The wide Waitemata is essential to Auckland's beauty. The expanse of water between the port and the North Shore is wide enough to be enchanting but not so wide that its visual appeal could not be easily ruined. A careless wharf extension could destroy it.
The port enlargement plan highlighted by the Herald today has been lurking just below the public consciousness for too long. Its implications for Auckland's scenic qualities are too serious for it to proceed without proper public scrutiny. Yet that is what seems to be happening as the Auckland Council puts through its 30-year plan for the city.
Patient readers - and the long bromides that planners write require extreme patience - will find references in the draft plans to the port's need of further operation space, and some vague charts of the container wharves, but nothing that specifies precisely what the visual impact would be. For an idea of that impact the Queen St business association, Heart of the City, had to commission the digital representations we publish today.
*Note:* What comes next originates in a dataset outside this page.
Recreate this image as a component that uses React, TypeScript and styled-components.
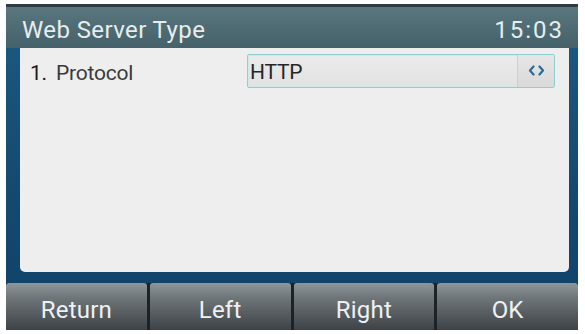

Their drawings suggest the enlarged Bledisloe and Fergusson Wharves would be about twice as long as Queens Wharf, extending about halfway to Devonport. The harm that this would do the vista from the city to the harbour entrance can be easily imagined. But the pictures do not show the view looking into the harbour, the one that greets sailors, Gulf ferries and cruise ships as they come into the Waitemata.
At present they see a pleasantly wide and welcoming waterway between North Head and Mechanics Bay and the big container base lies well away. If these plans come to fruition, the channel will be narrowed and today's grand harbour entrance could be reduced to a passage past a working port.